--- Begin Task inputs ---
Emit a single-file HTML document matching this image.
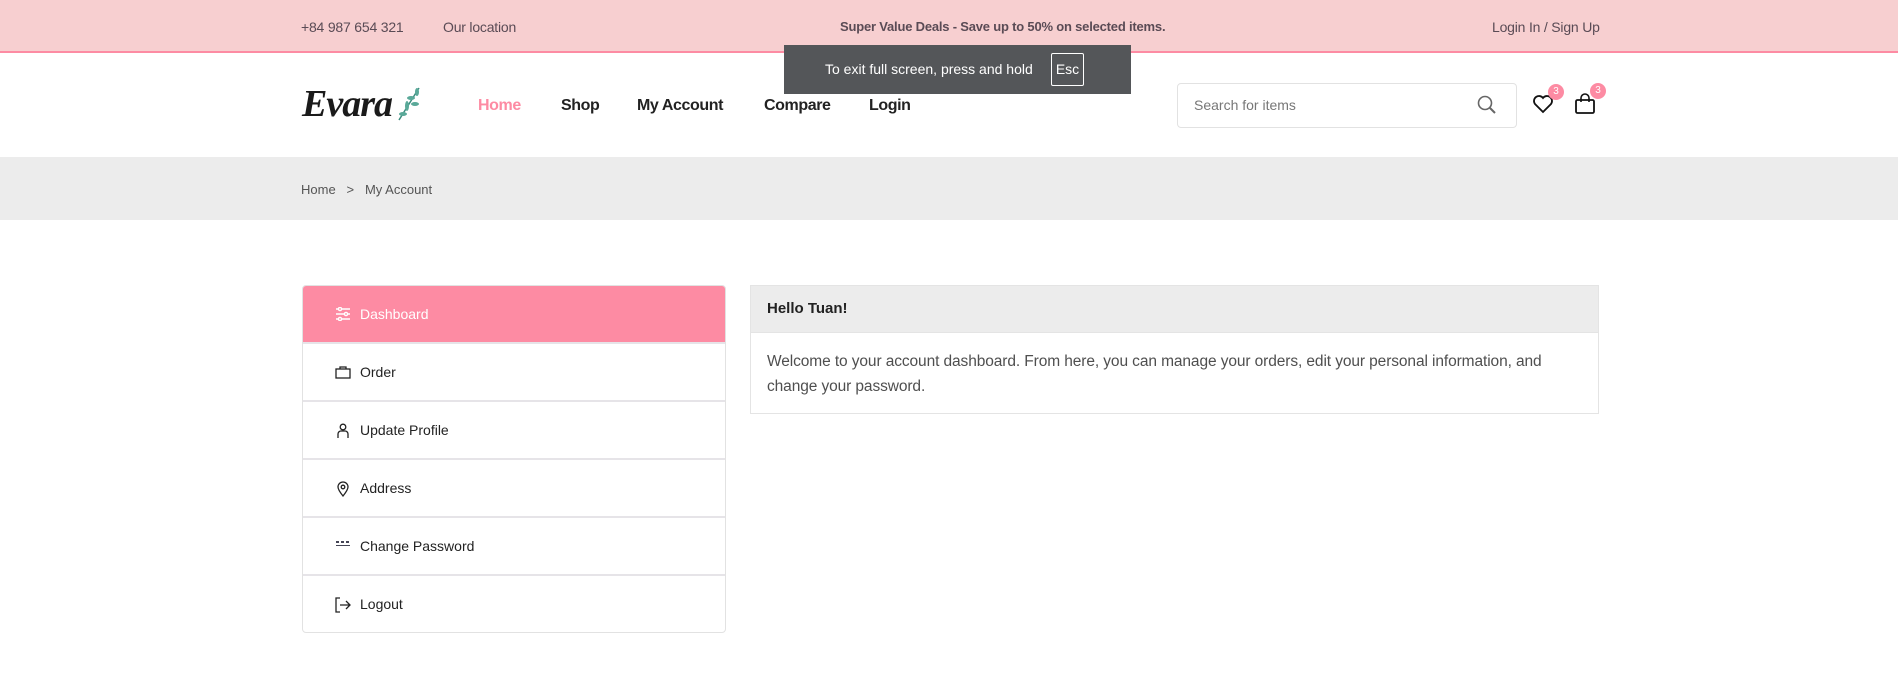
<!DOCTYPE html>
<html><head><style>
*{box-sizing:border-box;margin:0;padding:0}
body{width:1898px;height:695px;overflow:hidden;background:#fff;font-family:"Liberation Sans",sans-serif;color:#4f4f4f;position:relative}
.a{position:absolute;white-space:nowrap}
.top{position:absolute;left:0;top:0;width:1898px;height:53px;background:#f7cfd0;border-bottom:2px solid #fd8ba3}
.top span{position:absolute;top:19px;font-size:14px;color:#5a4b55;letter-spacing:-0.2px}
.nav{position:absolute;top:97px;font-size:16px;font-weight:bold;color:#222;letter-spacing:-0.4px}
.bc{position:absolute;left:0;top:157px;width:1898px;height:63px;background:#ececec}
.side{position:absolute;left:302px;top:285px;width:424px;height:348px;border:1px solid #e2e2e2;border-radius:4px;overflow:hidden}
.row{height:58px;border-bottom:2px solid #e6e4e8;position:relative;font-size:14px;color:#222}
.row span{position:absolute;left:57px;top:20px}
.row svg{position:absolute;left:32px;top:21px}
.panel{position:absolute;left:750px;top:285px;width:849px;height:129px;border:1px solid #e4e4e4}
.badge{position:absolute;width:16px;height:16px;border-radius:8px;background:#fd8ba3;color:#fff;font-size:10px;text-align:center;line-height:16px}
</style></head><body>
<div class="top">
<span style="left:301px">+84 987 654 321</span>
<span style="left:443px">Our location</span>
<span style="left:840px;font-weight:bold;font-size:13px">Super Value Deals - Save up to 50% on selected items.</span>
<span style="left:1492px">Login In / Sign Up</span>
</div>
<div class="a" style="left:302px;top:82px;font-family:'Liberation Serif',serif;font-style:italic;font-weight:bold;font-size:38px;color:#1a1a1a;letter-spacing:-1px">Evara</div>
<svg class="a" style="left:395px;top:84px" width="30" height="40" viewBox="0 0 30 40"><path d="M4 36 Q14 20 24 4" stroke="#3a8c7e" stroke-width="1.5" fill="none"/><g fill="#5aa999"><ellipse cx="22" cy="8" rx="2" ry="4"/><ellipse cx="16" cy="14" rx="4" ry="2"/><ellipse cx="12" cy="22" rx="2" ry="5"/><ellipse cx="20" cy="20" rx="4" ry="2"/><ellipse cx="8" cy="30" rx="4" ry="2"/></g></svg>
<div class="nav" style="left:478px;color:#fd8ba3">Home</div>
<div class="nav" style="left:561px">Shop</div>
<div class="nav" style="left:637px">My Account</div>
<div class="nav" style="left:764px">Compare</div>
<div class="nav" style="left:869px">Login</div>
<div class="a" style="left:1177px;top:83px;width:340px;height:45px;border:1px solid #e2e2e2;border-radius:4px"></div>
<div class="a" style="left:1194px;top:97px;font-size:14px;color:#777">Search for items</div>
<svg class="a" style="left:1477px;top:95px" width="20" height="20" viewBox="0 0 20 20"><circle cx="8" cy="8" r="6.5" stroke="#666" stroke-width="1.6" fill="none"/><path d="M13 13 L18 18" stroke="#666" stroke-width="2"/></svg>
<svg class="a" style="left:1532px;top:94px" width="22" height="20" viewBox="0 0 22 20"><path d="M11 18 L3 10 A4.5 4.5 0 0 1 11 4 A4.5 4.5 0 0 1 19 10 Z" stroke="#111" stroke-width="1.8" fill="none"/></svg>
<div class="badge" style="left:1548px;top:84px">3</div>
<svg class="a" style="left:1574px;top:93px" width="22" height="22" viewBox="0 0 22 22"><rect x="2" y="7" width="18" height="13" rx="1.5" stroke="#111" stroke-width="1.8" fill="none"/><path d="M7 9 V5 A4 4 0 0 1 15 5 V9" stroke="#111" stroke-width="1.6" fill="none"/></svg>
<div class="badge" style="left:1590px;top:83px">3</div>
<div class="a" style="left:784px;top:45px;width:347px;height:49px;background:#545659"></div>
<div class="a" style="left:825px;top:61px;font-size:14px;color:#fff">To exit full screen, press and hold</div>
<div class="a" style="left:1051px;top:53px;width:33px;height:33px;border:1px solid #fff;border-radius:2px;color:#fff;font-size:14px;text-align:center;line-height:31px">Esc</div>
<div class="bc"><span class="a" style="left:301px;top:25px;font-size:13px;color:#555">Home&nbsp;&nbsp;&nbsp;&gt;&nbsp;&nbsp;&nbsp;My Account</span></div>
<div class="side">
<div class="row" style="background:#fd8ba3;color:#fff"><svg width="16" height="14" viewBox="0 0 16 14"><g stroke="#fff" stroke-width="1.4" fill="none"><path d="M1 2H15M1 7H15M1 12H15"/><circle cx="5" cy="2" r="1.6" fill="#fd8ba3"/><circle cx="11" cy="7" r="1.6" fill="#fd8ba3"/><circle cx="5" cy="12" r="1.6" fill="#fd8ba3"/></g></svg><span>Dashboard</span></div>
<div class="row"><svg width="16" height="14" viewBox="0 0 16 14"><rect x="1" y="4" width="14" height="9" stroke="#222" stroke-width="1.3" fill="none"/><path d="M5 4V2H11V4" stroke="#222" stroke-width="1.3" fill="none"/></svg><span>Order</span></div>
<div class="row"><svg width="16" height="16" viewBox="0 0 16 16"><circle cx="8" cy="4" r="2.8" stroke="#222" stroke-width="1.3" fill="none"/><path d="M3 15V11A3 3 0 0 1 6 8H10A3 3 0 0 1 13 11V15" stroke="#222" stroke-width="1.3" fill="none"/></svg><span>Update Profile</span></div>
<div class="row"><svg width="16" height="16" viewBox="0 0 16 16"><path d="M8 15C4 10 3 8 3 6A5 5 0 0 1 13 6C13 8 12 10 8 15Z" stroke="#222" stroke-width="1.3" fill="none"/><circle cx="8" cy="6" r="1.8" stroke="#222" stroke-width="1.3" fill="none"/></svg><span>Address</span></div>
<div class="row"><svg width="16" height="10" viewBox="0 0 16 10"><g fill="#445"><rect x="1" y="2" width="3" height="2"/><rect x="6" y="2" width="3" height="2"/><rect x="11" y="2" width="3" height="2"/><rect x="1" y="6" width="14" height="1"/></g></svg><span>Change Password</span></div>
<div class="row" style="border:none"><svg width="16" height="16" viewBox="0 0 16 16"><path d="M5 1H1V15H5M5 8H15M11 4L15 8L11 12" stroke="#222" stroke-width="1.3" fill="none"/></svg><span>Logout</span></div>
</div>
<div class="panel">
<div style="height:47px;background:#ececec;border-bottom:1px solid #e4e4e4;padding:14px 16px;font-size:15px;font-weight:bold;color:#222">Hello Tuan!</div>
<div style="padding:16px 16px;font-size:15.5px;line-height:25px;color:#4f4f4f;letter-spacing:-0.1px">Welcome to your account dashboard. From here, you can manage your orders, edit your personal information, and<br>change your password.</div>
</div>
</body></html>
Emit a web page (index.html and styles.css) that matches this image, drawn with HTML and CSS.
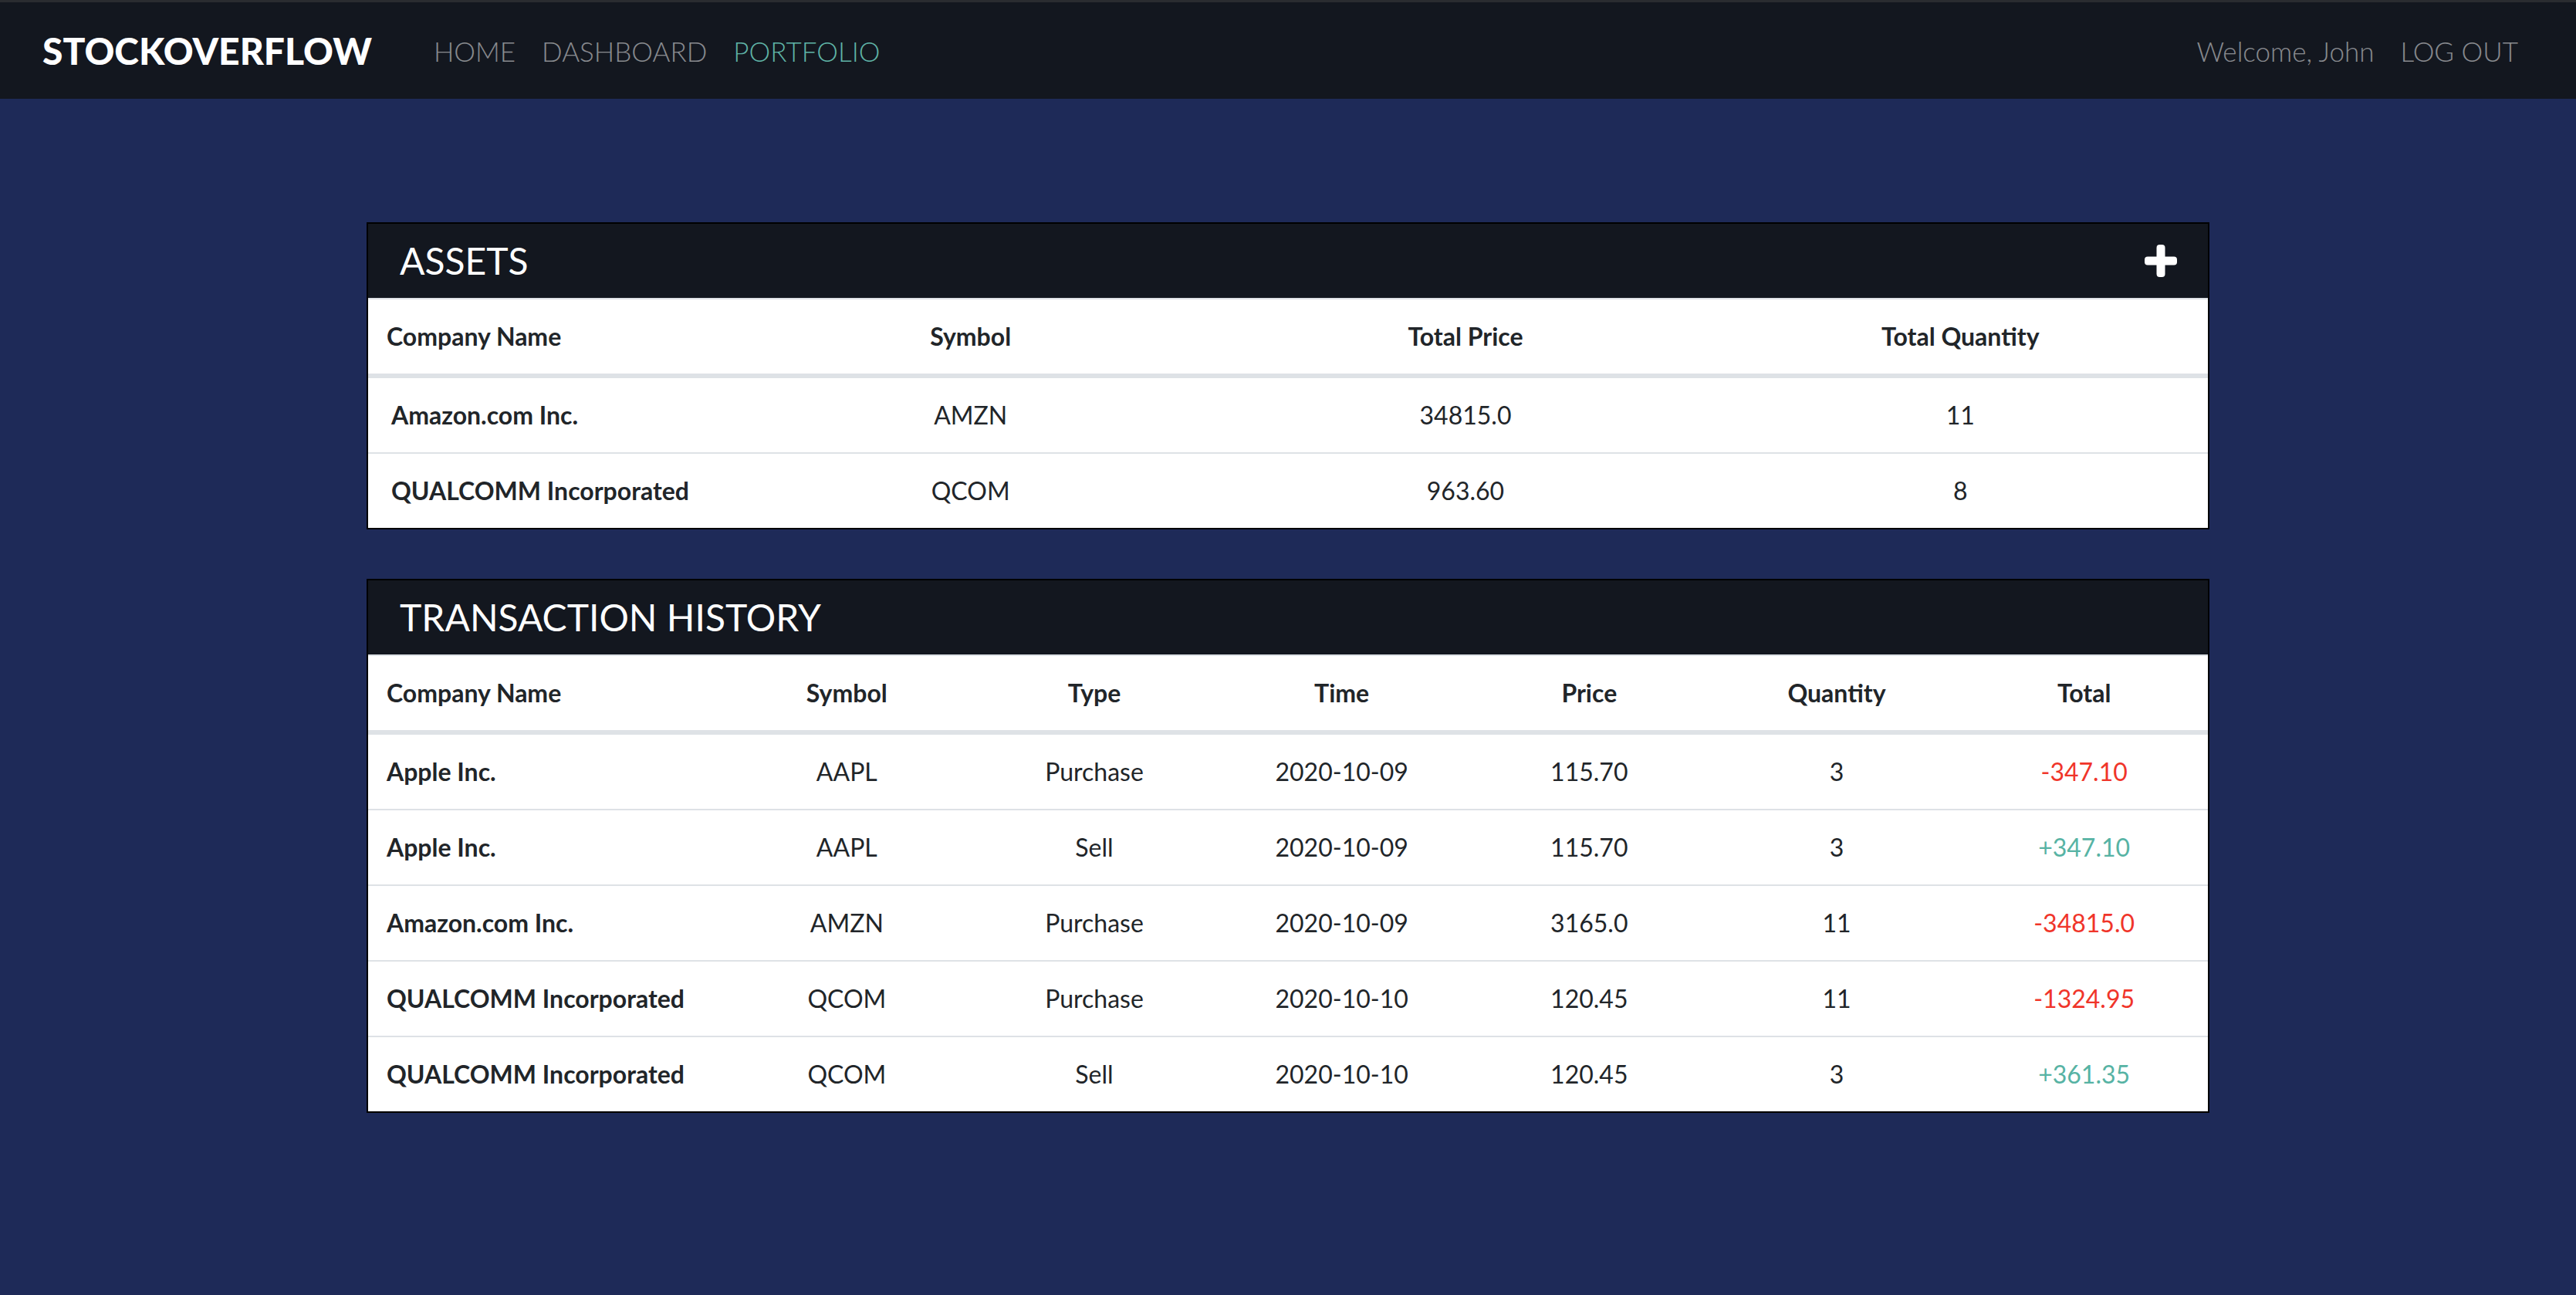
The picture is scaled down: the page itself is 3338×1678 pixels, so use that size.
--- End Task inputs ---
Copy every record character for character. Skip the pictures.

Emit a single-file HTML document matching this image.
<!DOCTYPE html>
<html><head><style>
*{box-sizing:border-box;margin:0;padding:0}
body{width:1898px;height:695px;overflow:hidden;background:#fff;font-family:"Liberation Sans",sans-serif;color:#4f4f4f;position:relative}
.a{position:absolute;white-space:nowrap}
.top{position:absolute;left:0;top:0;width:1898px;height:53px;background:#f7cfd0;border-bottom:2px solid #fd8ba3}
.top span{position:absolute;top:19px;font-size:14px;color:#5a4b55;letter-spacing:-0.2px}
.nav{position:absolute;top:97px;font-size:16px;font-weight:bold;color:#222;letter-spacing:-0.4px}
.bc{position:absolute;left:0;top:157px;width:1898px;height:63px;background:#ececec}
.side{position:absolute;left:302px;top:285px;width:424px;height:348px;border:1px solid #e2e2e2;border-radius:4px;overflow:hidden}
.row{height:58px;border-bottom:2px solid #e6e4e8;position:relative;font-size:14px;color:#222}
.row span{position:absolute;left:57px;top:20px}
.row svg{position:absolute;left:32px;top:21px}
.panel{position:absolute;left:750px;top:285px;width:849px;height:129px;border:1px solid #e4e4e4}
.badge{position:absolute;width:16px;height:16px;border-radius:8px;background:#fd8ba3;color:#fff;font-size:10px;text-align:center;line-height:16px}
</style></head><body>
<div class="top">
<span style="left:301px">+84 987 654 321</span>
<span style="left:443px">Our location</span>
<span style="left:840px;font-weight:bold;font-size:13px">Super Value Deals - Save up to 50% on selected items.</span>
<span style="left:1492px">Login In / Sign Up</span>
</div>
<div class="a" style="left:302px;top:82px;font-family:'Liberation Serif',serif;font-style:italic;font-weight:bold;font-size:38px;color:#1a1a1a;letter-spacing:-1px">Evara</div>
<svg class="a" style="left:395px;top:84px" width="30" height="40" viewBox="0 0 30 40"><path d="M4 36 Q14 20 24 4" stroke="#3a8c7e" stroke-width="1.5" fill="none"/><g fill="#5aa999"><ellipse cx="22" cy="8" rx="2" ry="4"/><ellipse cx="16" cy="14" rx="4" ry="2"/><ellipse cx="12" cy="22" rx="2" ry="5"/><ellipse cx="20" cy="20" rx="4" ry="2"/><ellipse cx="8" cy="30" rx="4" ry="2"/></g></svg>
<div class="nav" style="left:478px;color:#fd8ba3">Home</div>
<div class="nav" style="left:561px">Shop</div>
<div class="nav" style="left:637px">My Account</div>
<div class="nav" style="left:764px">Compare</div>
<div class="nav" style="left:869px">Login</div>
<div class="a" style="left:1177px;top:83px;width:340px;height:45px;border:1px solid #e2e2e2;border-radius:4px"></div>
<div class="a" style="left:1194px;top:97px;font-size:14px;color:#777">Search for items</div>
<svg class="a" style="left:1477px;top:95px" width="20" height="20" viewBox="0 0 20 20"><circle cx="8" cy="8" r="6.5" stroke="#666" stroke-width="1.6" fill="none"/><path d="M13 13 L18 18" stroke="#666" stroke-width="2"/></svg>
<svg class="a" style="left:1532px;top:94px" width="22" height="20" viewBox="0 0 22 20"><path d="M11 18 L3 10 A4.5 4.5 0 0 1 11 4 A4.5 4.5 0 0 1 19 10 Z" stroke="#111" stroke-width="1.8" fill="none"/></svg>
<div class="badge" style="left:1548px;top:84px">3</div>
<svg class="a" style="left:1574px;top:93px" width="22" height="22" viewBox="0 0 22 22"><rect x="2" y="7" width="18" height="13" rx="1.5" stroke="#111" stroke-width="1.8" fill="none"/><path d="M7 9 V5 A4 4 0 0 1 15 5 V9" stroke="#111" stroke-width="1.6" fill="none"/></svg>
<div class="badge" style="left:1590px;top:83px">3</div>
<div class="a" style="left:784px;top:45px;width:347px;height:49px;background:#545659"></div>
<div class="a" style="left:825px;top:61px;font-size:14px;color:#fff">To exit full screen, press and hold</div>
<div class="a" style="left:1051px;top:53px;width:33px;height:33px;border:1px solid #fff;border-radius:2px;color:#fff;font-size:14px;text-align:center;line-height:31px">Esc</div>
<div class="bc"><span class="a" style="left:301px;top:25px;font-size:13px;color:#555">Home&nbsp;&nbsp;&nbsp;&gt;&nbsp;&nbsp;&nbsp;My Account</span></div>
<div class="side">
<div class="row" style="background:#fd8ba3;color:#fff"><svg width="16" height="14" viewBox="0 0 16 14"><g stroke="#fff" stroke-width="1.4" fill="none"><path d="M1 2H15M1 7H15M1 12H15"/><circle cx="5" cy="2" r="1.6" fill="#fd8ba3"/><circle cx="11" cy="7" r="1.6" fill="#fd8ba3"/><circle cx="5" cy="12" r="1.6" fill="#fd8ba3"/></g></svg><span>Dashboard</span></div>
<div class="row"><svg width="16" height="14" viewBox="0 0 16 14"><rect x="1" y="4" width="14" height="9" stroke="#222" stroke-width="1.3" fill="none"/><path d="M5 4V2H11V4" stroke="#222" stroke-width="1.3" fill="none"/></svg><span>Order</span></div>
<div class="row"><svg width="16" height="16" viewBox="0 0 16 16"><circle cx="8" cy="4" r="2.8" stroke="#222" stroke-width="1.3" fill="none"/><path d="M3 15V11A3 3 0 0 1 6 8H10A3 3 0 0 1 13 11V15" stroke="#222" stroke-width="1.3" fill="none"/></svg><span>Update Profile</span></div>
<div class="row"><svg width="16" height="16" viewBox="0 0 16 16"><path d="M8 15C4 10 3 8 3 6A5 5 0 0 1 13 6C13 8 12 10 8 15Z" stroke="#222" stroke-width="1.3" fill="none"/><circle cx="8" cy="6" r="1.8" stroke="#222" stroke-width="1.3" fill="none"/></svg><span>Address</span></div>
<div class="row"><svg width="16" height="10" viewBox="0 0 16 10"><g fill="#445"><rect x="1" y="2" width="3" height="2"/><rect x="6" y="2" width="3" height="2"/><rect x="11" y="2" width="3" height="2"/><rect x="1" y="6" width="14" height="1"/></g></svg><span>Change Password</span></div>
<div class="row" style="border:none"><svg width="16" height="16" viewBox="0 0 16 16"><path d="M5 1H1V15H5M5 8H15M11 4L15 8L11 12" stroke="#222" stroke-width="1.3" fill="none"/></svg><span>Logout</span></div>
</div>
<div class="panel">
<div style="height:47px;background:#ececec;border-bottom:1px solid #e4e4e4;padding:14px 16px;font-size:15px;font-weight:bold;color:#222">Hello Tuan!</div>
<div style="padding:16px 16px;font-size:15.5px;line-height:25px;color:#4f4f4f;letter-spacing:-0.1px">Welcome to your account dashboard. From here, you can manage your orders, edit your personal information, and<br>change your password.</div>
</div>
</body></html>
Emit a web page (index.html and styles.css) that matches this image, drawn with HTML and CSS.
The picture is scaled down: the page itself is 3338×1678 pixels, so use that size.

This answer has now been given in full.